Her name was Katherine. She was born in 1911 and died in 1999. I stopped because somebody had placed an old beat up baseball where flowers or flags would ordinarily go – at the top of her headstone.
Obviously, Katherine must have been a baseball fan. Growing up in the 1920s, she would have had the chance to gather around the radio with her family and listen to broadcasters paint beautiful pictures of players such as Babe Ruth, Rogers Hornsby and Lou Gehrig in action.
I couldn’t help but wonder about the story behind the baseball itself. Did it belong to her? Was it autographed?
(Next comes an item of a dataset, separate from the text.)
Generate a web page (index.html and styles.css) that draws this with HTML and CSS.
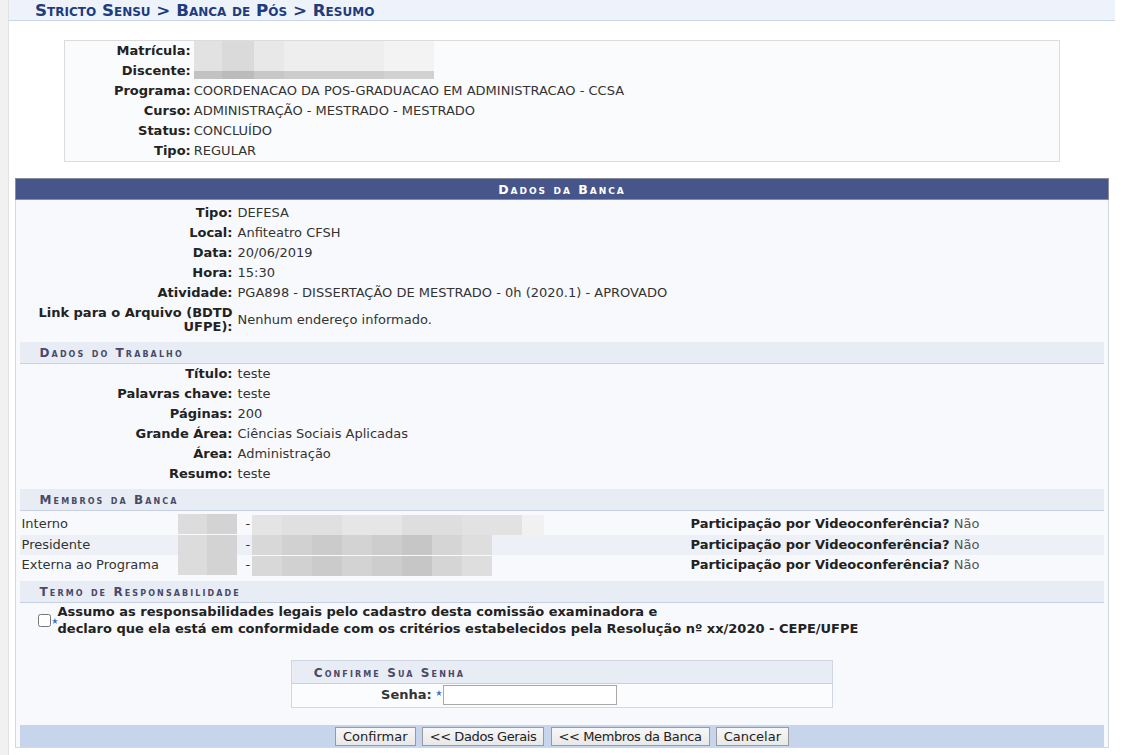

Did she play catch with her grandkids with it? Did she catch it at a baseball game? Did one of her grandkids inherit it and decide to part with the treasure to honor her?
Oh, if baseballs could talk!
Yeah, my mind raced to fill in the gaps in Katherine’s life. Surely she must have been a baseball fan – so much so that eleven years after her death, a loved one left a baseball on her headstone on Memorial Day weekend.
One of my sisters had a different take when she heard the story.
“OK, well the first thought I had was that maybe a dog just happened to drop the ball there?” she said. “It looks pretty beat up! But your version of the story is much better!”
Isn’t it funny how two people can see the same situation so differently? That’s probably a pretty good lesson for all of us to remember.